Monday, January 23, 2012

Ganga Goes to Ghana!

Ganga Moorthy, a senior at OU, recently completed Dr. David Sabatini's honors course on " WaTER for Health, Education, Development and Peace in Emerging Regions". Little did she know how quickly she would be putting the information into practice!


The OU chapter of Global Medical Brigades, a non-governmental organization that works in disadvantaged countries, traveled to Ghana during winter break to provide free healthcare and talk to residents about health, nutrition and sanitation issues. Thirteen OU students worked with a group from the University of VirginiaThey spent 11 days in a community in central Ghana, said Ganga, the group's leader, working out of a mobile clinic and knocking on the doors of homes. The students left water filters in about 45 homes and taught the residents to use them, Moorthy said. They also demonstrated how to purify water without a filter.

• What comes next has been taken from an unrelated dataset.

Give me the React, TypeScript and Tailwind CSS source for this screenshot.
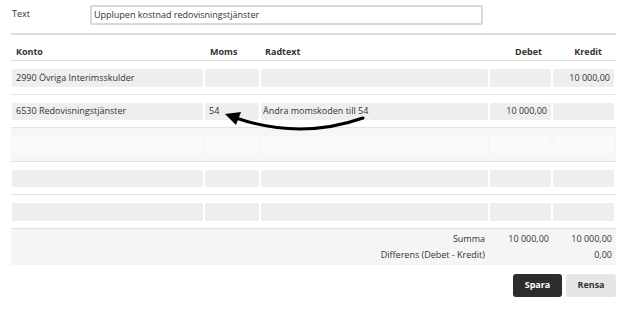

By improving access to clean drinking water, Moorthy said, the students had the chance to improve the overall health of the community, rather than simply treating symptoms. “It's easy to treat the symptoms of disease,” she said. “It's harder to treat the causes of disease.” The volunteers were able to get to know some of the residents and get a better understanding of how they live. They typically began conversations by asking about their lives and their families and then moving toward health issues. Meeting the residents in their homes and having personal conversations with them helped the students see the residents as people rather than as patients, Moorthy said.


Group member Beth Huggins said the public health training was the most rewarding part of the trip and one of the most important functions. Health education is designed to help prevent illnesses from returning, she said. The nutrition education was also valuable, Huggins said. Although many of the people in the community grow more nutritious crops such as tomatoes, they typically sell those crops and eat cassava, a less-nutritious root vegetable, she said.


Huggins is scheduled to lead a trip to Honduras in May. “I've always been interested in helping other people and different cultures,” she said. “So it was right up my alley.”